RTTNews - Manufacturing activity in New Zealand contracted for the twelfth consecutive month in April, but it showed an improvement for the second straight month, an official survey showed Thursday.
The report released by Business New Zealand, BNZ, revealed that the Performance of Manufacturing Index or PMI stood at 43.7 in April, up from 41.9 March. The reading was 7.0 points below its level in April last year, but was still at its highest level since September 2008.
A reading above 50 indicates an expansion, while a reading below 50 signals a contraction in activity.
Phil O'Reilly, Chief Executive of the BNZ noted that although the sector remained in contraction for a year, recent results have shown some cause for more positive views in the year ahead. The latest JP Morgan Global PMI bounced back to post its biggest monthly gain in the series history.

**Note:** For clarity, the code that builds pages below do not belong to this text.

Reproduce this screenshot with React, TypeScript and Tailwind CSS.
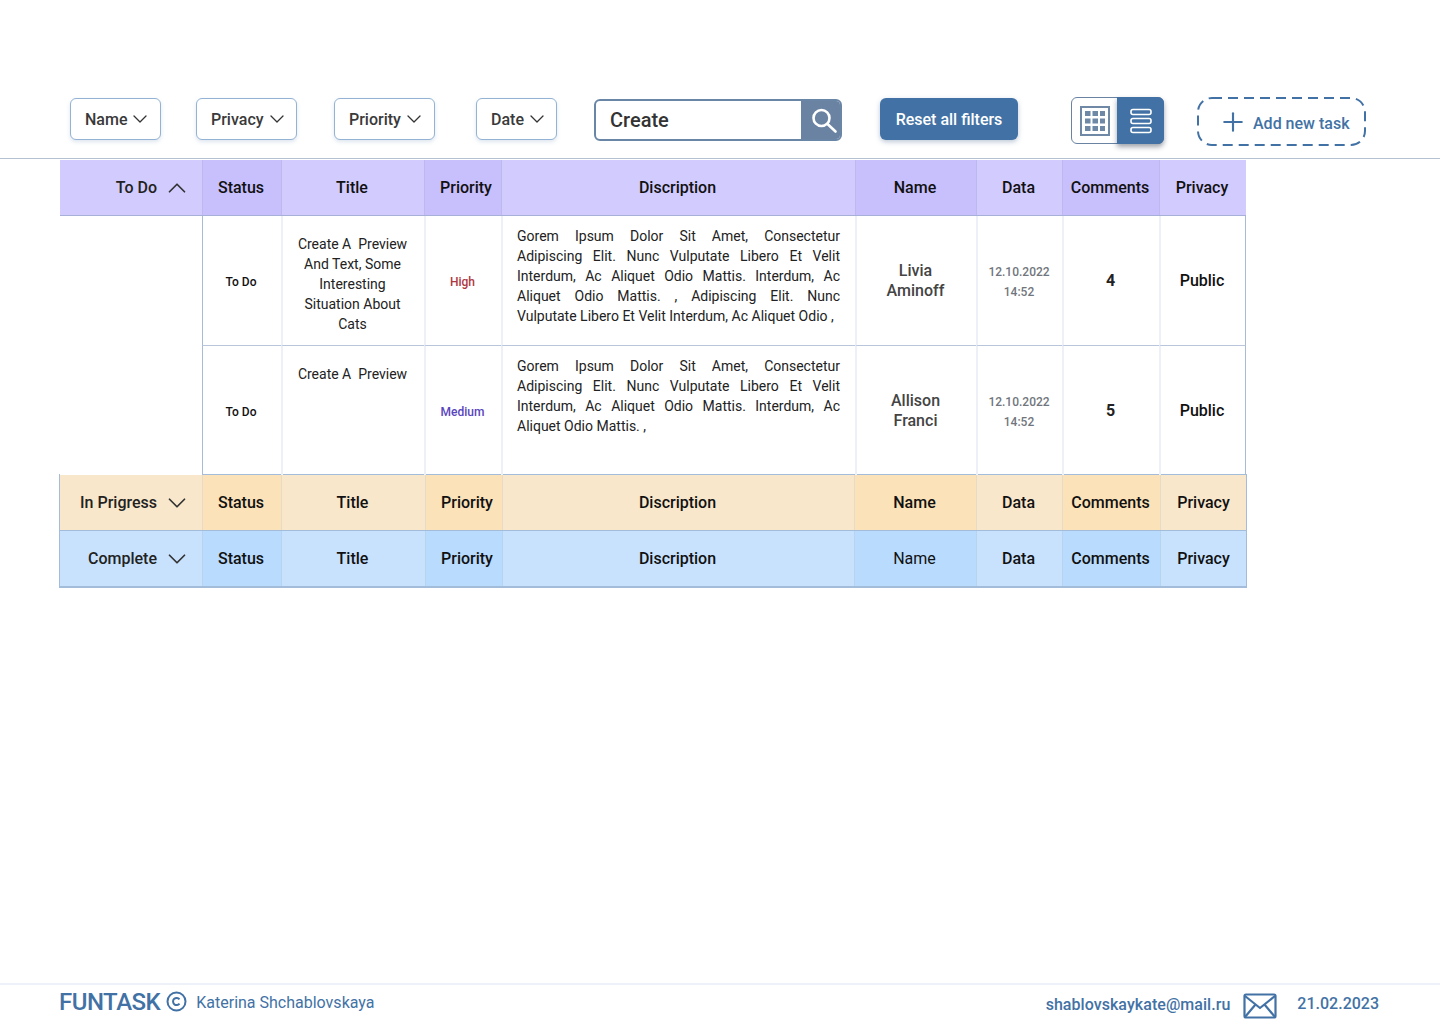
import { ChevronDown, ChevronUp, Plus } from "lucide-react";

const cols = "grid grid-cols-[142px_79px_143px_77px_354px_121px_86px_97px_87px]";
const cols2 = "grid grid-cols-[142px_79px_144px_77px_352px_122px_86px_98px_86px]";

function Filter({ label, className }: { label: string; className: string }) {
  return (
    <div className={`flex h-[42px] items-center justify-start rounded-[6px] border border-[#93b2d4] bg-white pl-[14px] shadow-[0_2px_4px_rgba(70,115,165,0.18)] text-[16px] font-medium text-[#3a3a3a] ${className}`}>
      <span className="mt-[2px]">{label}</span>
      <ChevronDown size={24} strokeWidth={1.3} className="ml-[1px] text-[#333]" />
    </div>
  );
}

function HeaderCells({ dark, sep, nameNormal, centerLast }: { dark: string; sep: string; nameNormal?: boolean; centerLast?: boolean }) {
  const c = `flex items-center justify-center border-l ${sep} text-[16px] font-medium text-[#111]`;
  return (
    <>
      <div className={`${c} ${dark} pr-[2px]`}>Status</div>
      <div className={`${c} pr-[2px]`}>Title</div>
      <div className={`${c} ${dark} pl-[8px] pr-[2px]`}>Priority</div>
      <div className={`${c} pr-[2px]`}>Discription</div>
      <div className={`${c} ${dark} pr-[2px] ${nameNormal ? "!font-normal" : ""}`}>Name</div>
      <div className={`${c} pr-[2px]`}>Data</div>
      <div className={`${c} ${dark} pr-[2px]`}>Comments</div>
      <div className={`${c} ${centerLast ? "" : "pr-[2px]"}`}>Privacy</div>
    </>
  );
}

function GroupLabel({ text, up }: { text: string; up?: boolean }) {
  const Icon = up ? ChevronUp : ChevronDown;
  return (
    <div className="flex items-center justify-end pr-[10px] text-[16px] font-medium text-[#222]">
      {text}
      <Icon size={30} strokeWidth={1.4} className="ml-[5px] text-[#333]" />
    </div>
  );
}

function Row({
  height, bottom, title, priority, priorityColor, desc, name, comments,
}: {
  height: string; bottom: string; title: string[]; priority: string; priorityColor: string; desc: string; name: string[]; comments: string;
}) {
  const cell = `border-l-2 border-[#eef0f7] ${bottom}`;
  return (
    <div className={`${cols} ${height} w-[1186px]`}>
      <div className="bg-white" />
      <div className={`flex items-center justify-center border-l border-l-[#a9bcd6] pr-[2px] pt-[2px] text-[12px] font-medium text-[#111] ${bottom}`}>To Do</div>
      <div className={`${cell} pr-[2px] pt-[18px] text-center text-[14px] leading-[20px] text-[#222]`}>
        {title.map((t) => <div key={t} className="whitespace-pre">{t}</div>)}
      </div>
      <div className={`${cell} flex items-center justify-center pr-[2px] pt-[2px] text-[12px] font-medium ${priorityColor}`}>{priority}</div>
      <div className={`${cell} pl-[14px] pr-[15px] pt-[10px] text-[14px] leading-[20px] text-[#222] [text-align:justify]`}>{desc}</div>
      <div className={`${cell} flex flex-col items-center justify-center pr-[2px] text-[16px] font-medium leading-[20px] text-[#444]`}>
        {name.map((n) => <div key={n}>{n}</div>)}
      </div>
      <div className={`${cell} flex flex-col items-center justify-center pr-[2px] pt-[2px] text-[12px] font-medium leading-[20px] text-[#71767d]`}>
        <div>12.10.2022</div>
        <div>14:52</div>
      </div>
      <div className={`${cell} flex items-center justify-center pr-[2px] text-[16px] font-bold text-[#222]`}>{comments}</div>
      <div className={`${cell} flex items-center justify-center border-r border-r-[#a9bcd6] pr-[2px] text-[16px] font-medium text-[#111]`}>Public</div>
    </div>
  );
}

export default function App() {
  return (
    <div className="flex min-h-[1024px] w-[1440px] flex-col bg-white font-['Roboto',sans-serif]">
      <div className="flex h-[159px] items-start border-b border-[#b4c1d2] pt-[97px]">
        <Filter label="Name" className="ml-[70px] mt-[1px] w-[91px]" />
        <Filter label="Privacy" className="ml-[35px] mt-[1px] w-[101px]" />
        <Filter label="Priority" className="ml-[37px] mt-[1px] w-[101px]" />
        <Filter label="Date" className="ml-[41px] mt-[1px] w-[81px]" />
        <div className="ml-[37px] mt-[2px] flex h-[42px] w-[248px] overflow-hidden rounded-[6px] border-[2px] border-[#6a86a6] bg-white">
          <div className="flex flex-1 items-center pl-[14px] text-[20px] font-medium text-[#333]">Create</div>
          <div className="flex w-[39px] items-center justify-center bg-[#6a83a3]">
            <svg className="ml-[6px]" width="28" height="28" viewBox="0 0 28 28" fill="none" stroke="white" strokeWidth="2.6" strokeLinecap="round">
              <circle cx="11.5" cy="12" r="8" />
              <path d="M17.5 18l8 7.5" />
            </svg>
          </div>
        </div>
        <div className="ml-[38px] mt-[1px] flex h-[42px] w-[138px] items-center justify-center rounded-[6px] bg-[#4272a5] pt-[2px] text-[16px] font-medium text-white shadow-[0_2px_5px_rgba(70,100,140,0.35)]">
          Reset all filters
        </div>
        <div className="ml-[53px] flex h-[47px] w-[93px] rounded-[6px] border border-[#6a83a3] bg-white">
          <div className="flex w-[45px] items-center justify-center">
            <svg width="30" height="30" viewBox="0 0 30 30">
              <rect x="1" y="1" width="28" height="28" fill="none" stroke="#6f88a6" strokeWidth="2" />
              <g fill="#6f88a6">
                <rect x="5" y="5" width="5.5" height="5" /><rect x="12.5" y="5" width="5.5" height="5" /><rect x="20" y="5" width="5" height="5" />
                <rect x="5" y="12.5" width="5.5" height="5" /><rect x="12.5" y="12.5" width="5.5" height="5" /><rect x="20" y="12.5" width="5" height="5" />
                <rect x="5" y="20" width="5.5" height="5" /><rect x="12.5" y="20" width="5.5" height="5" /><rect x="20" y="20" width="5" height="5" />
              </g>
            </svg>
          </div>
          <div className="-my-px -mr-px flex flex-1 items-center justify-center rounded-r-[6px] bg-[#4272a5] shadow-[0_3px_5px_rgba(40,50,70,0.45)]">
            <svg width="22" height="26" viewBox="0 0 22 26" fill="none" stroke="white" strokeWidth="1.6">
              <rect x="1" y="1.5" width="20" height="5" rx="2" />
              <rect x="1" y="10.5" width="20" height="5" rx="2" />
              <rect x="1" y="19.5" width="20" height="5" rx="2" />
            </svg>
          </div>
        </div>
        <div className="relative ml-[33px] flex h-[49px] w-[169px] items-center pl-[21px] text-[16px] font-medium text-[#4272a5]">
          <svg className="absolute inset-0" width="169" height="49" viewBox="0 0 169 49" fill="none" stroke="#4272a5" strokeWidth="2">
            <rect x="1" y="1" width="167" height="47" rx="14" strokeDasharray="10 6" />
          </svg>
          <Plus size={30} strokeWidth={1.7} />
          <span className="ml-[5px] mt-[4px]">Add new task</span>
        </div>
      </div>

      <div className="ml-[60px] mt-[1px] w-[1187px]">
        <div className={`${cols} h-[56px] w-[1186px] border-b border-[#a7b0d8] bg-[#d2cbfe]`}>
          <GroupLabel text="To Do" up />
          <HeaderCells dark="bg-[#c8bffd]" sep="border-[#bdb8ee]" />
        </div>
        <Row
          height="h-[130px]"
          bottom="border-b border-b-[#b9c5da]"
          title={["Create A  Preview", "And Text, Some", "Interesting", "Situation About", "Cats"]}
          priority="High"
          priorityColor="text-[#b0383f]"
          desc="Gorem Ipsum Dolor Sit Amet, Consectetur Adipiscing Elit. Nunc Vulputate Libero Et Velit Interdum, Ac Aliquet Odio Mattis. Interdum, Ac Aliquet Odio Mattis. , Adipiscing Elit. Nunc Vulputate Libero Et Velit Interdum, Ac Aliquet Odio ,"
          name={["Livia", "Aminoff"]}
          comments="4"
        />
        <Row
          height="h-[129px] -mb-px"
          bottom=""
          title={["Create A  Preview"]}
          priority="Medium"
          priorityColor="text-[#5a45bd]"
          desc="Gorem Ipsum Dolor Sit Amet, Consectetur Adipiscing Elit. Nunc Vulputate Libero Et Velit Interdum, Ac Aliquet Odio Mattis. Interdum, Ac Aliquet Odio Mattis. ,"
          name={["Allison", "Franci"]}
          comments="5"
        />
        <div className={`${cols2} -ml-px h-[57px] w-[1188px] border border-[#a3bcd9] bg-[#f9e7cb]`}>
          <GroupLabel text="In Prigress" />
          <HeaderCells dark="bg-[#fbe2b8]" sep="border-[#e8dbc6]" centerLast />
        </div>
        <div className={`${cols2} -ml-px h-[57px] w-[1188px] border-x border-b-[2px] border-x-[#a3bcd9] border-b-[#a3bcd9] bg-[#c8e2fe]`}>
          <GroupLabel text="Complete" />
          <HeaderCells dark="bg-[#b9dcfe]" sep="border-[#b6d3ef]" nameNormal centerLast />
        </div>
      </div>

      <div className="mt-auto flex h-[41px] items-start border-t-[2px] border-[#eef1f8] text-[#4272a5]">
        <span className="ml-[59px] mt-[1px] text-[24px] font-medium leading-[32px] tracking-[-0.5px]">FUNTASK</span>
        <svg className="ml-[6px] mt-[6px]" width="21" height="21" viewBox="0 0 21 21" fill="none" stroke="#4272a5" strokeWidth="2">
          <circle cx="10.5" cy="10.5" r="9" />
          <path d="M13.5 8.3a3.6 3.6 0 1 0 0 4.4" />
        </svg>
        <span className="ml-[9px] mt-[8px] text-[16px] leading-[20px]">Katerina Shchablovskaya</span>
        <span className="ml-auto mt-[10px] text-[16px] font-medium leading-[20px] tracking-[0.05px]">shablovskaykate@mail.ru</span>
        <svg className="ml-[13px] mt-[8px]" width="34" height="26" viewBox="0 0 34 26" fill="none" stroke="#4272a5" strokeWidth="2.2" strokeLinejoin="round">
          <rect x="1.5" y="1.5" width="31" height="23" rx="1.5" />
          <path d="M2 3l15 12L32 3M2 24l10.5-12.5M32 24L21.5 11.5" />
        </svg>
        <span className="ml-[20px] mr-[61px] mt-[9px] text-[16px] font-medium leading-[20px]">21.02.2023</span>
      </div>
    </div>
  );
}
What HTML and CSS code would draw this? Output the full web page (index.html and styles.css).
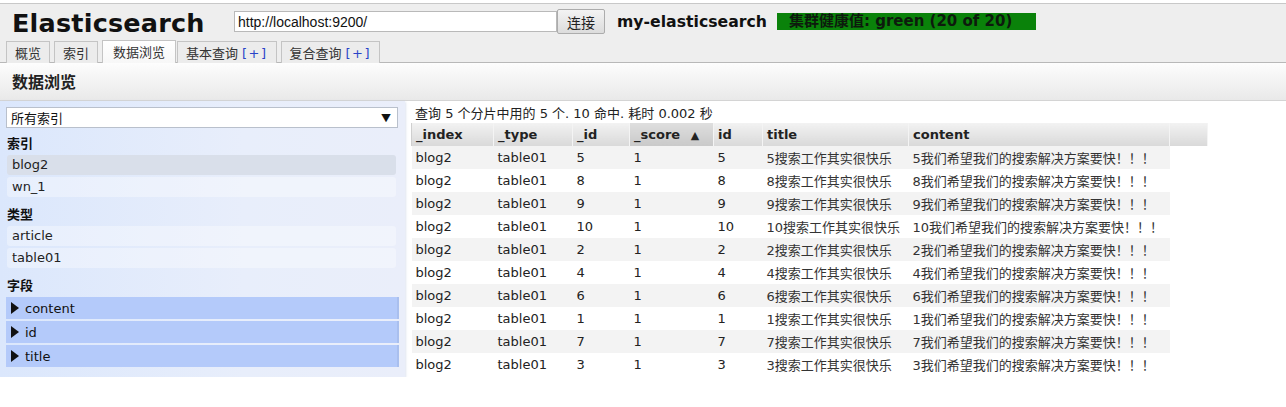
FILE: index.html
```html
<!DOCTYPE html>
<html lang="zh-CN">
<head>
<meta charset="utf-8">
<title>Elasticsearch Head</title>
<link rel="stylesheet" href="styles.css">
</head>
<body>
<div class="top">
  <header class="hdr">
    <h1 class="logo">Elasticsearch</h1>
    <input class="url" type="text" value="http://localhost:9200/" readonly>
    <button class="btn" type="button">连接</button>
    <span class="cluster">my-elasticsearch</span>
    <span class="health">集群健康值: green (20 of 20)</span>
  </header>
  <nav class="tabs">
    <span class="tab">概览</span>
    <span class="tab">索引</span>
    <span class="tab tab-active">数据浏览</span>
    <span class="tab">基本查询 <span class="plus">[+]</span></span>
    <span class="tab">复合查询 <span class="plus">[+]</span></span>
  </nav>
</div>
<div class="subhdr"><h2 class="subtitle">数据浏览</h2></div>
<main class="browser">
  <aside class="side">
    <div class="select"><span>所有索引</span><span class="arrow">▼</span></div>
    <div class="heading">索引</div>
    <div class="item item-sel">blog2</div>
    <div class="item">wn_1</div>
    <div class="heading">类型</div>
    <div class="item">article</div>
    <div class="item">table01</div>
    <div class="heading heading-last">字段</div>
    <div class="field"><span class="tri"></span>content</div>
    <div class="field"><span class="tri"></span>id</div>
    <div class="field"><span class="tri"></span>title</div>
  </aside>
  <section class="results">
    <div class="summary">查询 5 个分片中用的 5 个. 10 命中. 耗时 0.002 秒</div>
    <table class="grid">
      <colgroup>
        <col class="c-index"><col class="c-type"><col class="c-id"><col class="c-score"><col class="c-id2"><col class="c-title"><col class="c-content"><col class="c-extra">
      </colgroup>
      <thead>
        <tr>
          <th>_index</th><th>_type</th><th>_id</th><th class="sorted">_score <span class="sort">▲</span></th><th>id</th><th>title</th><th>content</th><th></th>
        </tr>
      </thead>
      <tbody>
        <tr><td>blog2</td><td>table01</td><td>5</td><td>1</td><td>5</td><td>5搜索工作其实很快乐</td><td>5我们希望我们的搜索解决方案要快！！！</td><td class="blank"></td></tr>
        <tr><td>blog2</td><td>table01</td><td>8</td><td>1</td><td>8</td><td>8搜索工作其实很快乐</td><td>8我们希望我们的搜索解决方案要快！！！</td><td class="blank"></td></tr>
        <tr><td>blog2</td><td>table01</td><td>9</td><td>1</td><td>9</td><td>9搜索工作其实很快乐</td><td>9我们希望我们的搜索解决方案要快！！！</td><td class="blank"></td></tr>
        <tr><td>blog2</td><td>table01</td><td>10</td><td>1</td><td>10</td><td>10搜索工作其实很快乐</td><td>10我们希望我们的搜索解决方案要快！！！</td><td class="blank"></td></tr>
        <tr><td>blog2</td><td>table01</td><td>2</td><td>1</td><td>2</td><td>2搜索工作其实很快乐</td><td>2我们希望我们的搜索解决方案要快！！！</td><td class="blank"></td></tr>
        <tr><td>blog2</td><td>table01</td><td>4</td><td>1</td><td>4</td><td>4搜索工作其实很快乐</td><td>4我们希望我们的搜索解决方案要快！！！</td><td class="blank"></td></tr>
        <tr><td>blog2</td><td>table01</td><td>6</td><td>1</td><td>6</td><td>6搜索工作其实很快乐</td><td>6我们希望我们的搜索解决方案要快！！！</td><td class="blank"></td></tr>
        <tr><td>blog2</td><td>table01</td><td>1</td><td>1</td><td>1</td><td>1搜索工作其实很快乐</td><td>1我们希望我们的搜索解决方案要快！！！</td><td class="blank"></td></tr>
        <tr><td>blog2</td><td>table01</td><td>7</td><td>1</td><td>7</td><td>7搜索工作其实很快乐</td><td>7我们希望我们的搜索解决方案要快！！！</td><td class="blank"></td></tr>
        <tr><td>blog2</td><td>table01</td><td>3</td><td>1</td><td>3</td><td>3搜索工作其实很快乐</td><td>3我们希望我们的搜索解决方案要快！！！</td><td class="blank"></td></tr>
      </tbody>
    </table>
  </section>
</main>
</body>
</html>
```
FILE: styles.css
```css
* { box-sizing: border-box; }
html, body { margin: 0; padding: 0; background: #fff; }
body {
  font-family: "DejaVu Sans", "Noto Sans CJK SC", sans-serif;
  font-size: 13px;
  color: #222;
  padding-top: 3px;
}
.top {
  background: #eeeeee;
  border-top: 1px solid #c8c8c8;
  border-bottom: 1px solid #b8b8b8;
}
.hdr {
  display: flex;
  align-items: center;
  height: 35px;
  padding-left: 12px;
}
.logo {
  margin: 0;
  font-family: "DejaVu Sans", sans-serif;
  font-weight: bold;
  font-size: 25.5px;
  letter-spacing: 0.2px;
  color: #111;
  width: 222px;
  line-height: 30px;
  padding-top: 2px;
}
.url {
  width: 323px;
  height: 21px;
  border: 1px solid #b9b9b9;
  background: #fff;
  font-family: "Liberation Sans", sans-serif;
  font-size: 14px;
  padding: 0 3px;
  color: #111;
  margin: 0;
  outline: none;
}
.btn {
  width: 48px;
  height: 25px;
  margin: 0 12px 0 0;
  border: 1px solid #acacac;
  border-radius: 2px;
  background: linear-gradient(#f3f3f3, #dcdcdc);
  font-family: "Noto Sans CJK SC", sans-serif;
  font-size: 14px;
  color: #222;
  padding: 0;
}
.cluster {
  font-weight: bold;
  font-size: 15.7px;
  color: #111;
  margin-right: 10px;
}
.health {
  background: #0a820a;
  color: #0d1a0d;
  font-weight: bold;
  font-size: 15px;
  height: 17px;
  line-height: 17px;
  width: 259px;
  padding-left: 12px;
  white-space: nowrap;
  overflow: hidden;
}
.tabs {
  display: flex;
  gap: 4px;
  padding: 1px 0 0 6px;
  height: 23px;
  align-items: flex-end;
}
.tab {
  height: 22px;
  line-height: 21px;
  padding: 0 8px;
  border: 1px solid #c4c4c4;
  border-bottom: none;
  background: #ececec;
  color: #333;
  font-family: "Noto Sans CJK SC", sans-serif;
  font-size: 13px;
  margin-bottom: -1px;
  white-space: nowrap;
}
.tab-active {
  background: linear-gradient(#ffffff, #f7f7f7);
  height: 23px;
  border-color: #c4c4c4;
  margin: 0 -3px -1px 0;
  padding: 0 10px;
}
.plus {
  color: #2a44c8;
  font-family: "DejaVu Sans", sans-serif;
  font-size: 13px;
  letter-spacing: 1.5px;
  margin-left: 1px;
}
.subhdr {
  height: 38px;
  background: linear-gradient(#fdfdfd, #e9e9e9);
  border-bottom: 1px solid #d4d4d4;
  padding-left: 12px;
}
.subtitle {
  margin: 0;
  font-family: "Noto Sans CJK SC", sans-serif;
  font-weight: bold;
  font-size: 16px;
  line-height: 37px;
  color: #222;
}
.browser {
  display: flex;
  align-items: flex-start;
}
.side {
  width: 405px;
  background: linear-gradient(90deg, #dbe7fc, #e8eefb 60%, #eaeefa);
  padding: 6px 6px 8px 6px;
  box-shadow: 1px 1px 2px rgba(200,210,230,0.6);
}
.select {
  display: flex;
  justify-content: space-between;
  align-items: center;
  height: 21px;
  width: 392px;
  background: #fff;
  border: 1px solid #b9c0cc;
  padding: 0 6px 0 4px;
  font-family: "Noto Sans CJK SC", sans-serif;
  font-size: 13px;
  color: #111;
}
.arrow { font-size: 10px; color: #111; }
.heading {
  height: 27px;
  line-height: 29px;
  font-family: "Noto Sans CJK SC", sans-serif;
  font-weight: bold;
  font-size: 13px;
  color: #111;
  padding-left: 1px;
}
.heading-last { height: 27px; }
.item {
  height: 20px;
  line-height: 20px;
  margin: 0 3px 2px 1px;
  padding-left: 5px;
  border-radius: 3px;
  background: rgba(255,255,255,0.35);
  color: #222;
}
.item-sel { background: #d9dfea; }
.field {
  display: flex;
  align-items: center;
  height: 22px;
  margin: 0 0 2px 0;
  padding-left: 5px;
  background: #b4cafa;
  border-right: 2px solid #a9bfee;
  color: #111;
}
.tri {
  width: 0;
  height: 0;
  border-top: 6px solid transparent;
  border-bottom: 6px solid transparent;
  border-left: 8px solid #111;
  margin-right: 6px;
}
.results {
  padding: 3px 0 0 6px;
}
.summary {
  height: 19px;
  line-height: 19px;
  padding-left: 4px;
  font-size: 13px;
  color: #222;
}
.grid {
  border-collapse: collapse;
  table-layout: fixed;
  width: 796px;
}
.c-index { width: 82px; }
.c-type { width: 79px; }
.c-id { width: 57px; }
.c-score { width: 84px; }
.c-id2 { width: 49px; }
.c-title { width: 146px; }
.c-content { width: 261px; }
.c-extra { width: 38px; }
.grid th {
  height: 23px;
  text-align: left;
  font-weight: bold;
  font-size: 13px;
  color: #222;
  padding: 0 4px;
  background: linear-gradient(#f2f2f2, #d9d9d9);
  border-right: 1px solid #f4f4f4;
  border-left: 1px solid #cfcfcf;
  white-space: nowrap;
}
.grid th.sorted { background: linear-gradient(#dedede, #c9c9c9); }
.sort { font-size: 11px; margin-left: 6px; }
.grid td {
  height: 23px;
  padding: 0 4px;
  white-space: nowrap;
  overflow: visible;
  color: #222;
  font-size: 13px;
}
.grid td:nth-child(6), .grid td:nth-child(7) {
  color: #333;
}
.grid tbody tr:nth-child(odd) td { background: #f3f3f3; }
.grid tbody tr td.blank { background: transparent !important; }
```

Further, other indicators in New Zealand and abroad were indicating a slowdown in the worsening conditions, or some positive outcomes. While O'Reilly said the country's manufacturing sector was a long way from showing expansion, further improvement in new orders and production could help it move back into expansionary levels.
Meanwhile, the BNZ's Capital Senior Economist Craig Ebert also seems to concur with the view and stated that April's results showed some encouraging trends. Every improvement has to start somewhere, even if in small steps. And in New Zealand's case the PMI recovery would seem to be in good company - with the large majority of global manufacturing indices also seeing a lift over the last couple of months, Ebert said.
At the same time, the economist pointed out that if the recent rebound in the manufacturing index was just a bit of catch-up of relief production, a bigger slump could yet emerge. The voracity, strength and sustainability of any recovery will ultimately depend on what's really going on under the surface, not on a line on a chart, Ebert added.
In April, most of the sub indicators improved from the previous month. The production index increased to 42.7 from 39.7 in March, and remained above the reading of 40 for the first time since December 2008. The employment index moved up to 44.8 from 39, while the new orders index rose to 42.8 from 41. The deliveries index also increased, to 43.6 from 41.2 in March. Finished stocks was the only indicator to show a decrease, with the index falling to 46.3 from 47.6 in March, to reach its lowest level since the beginning of the survey.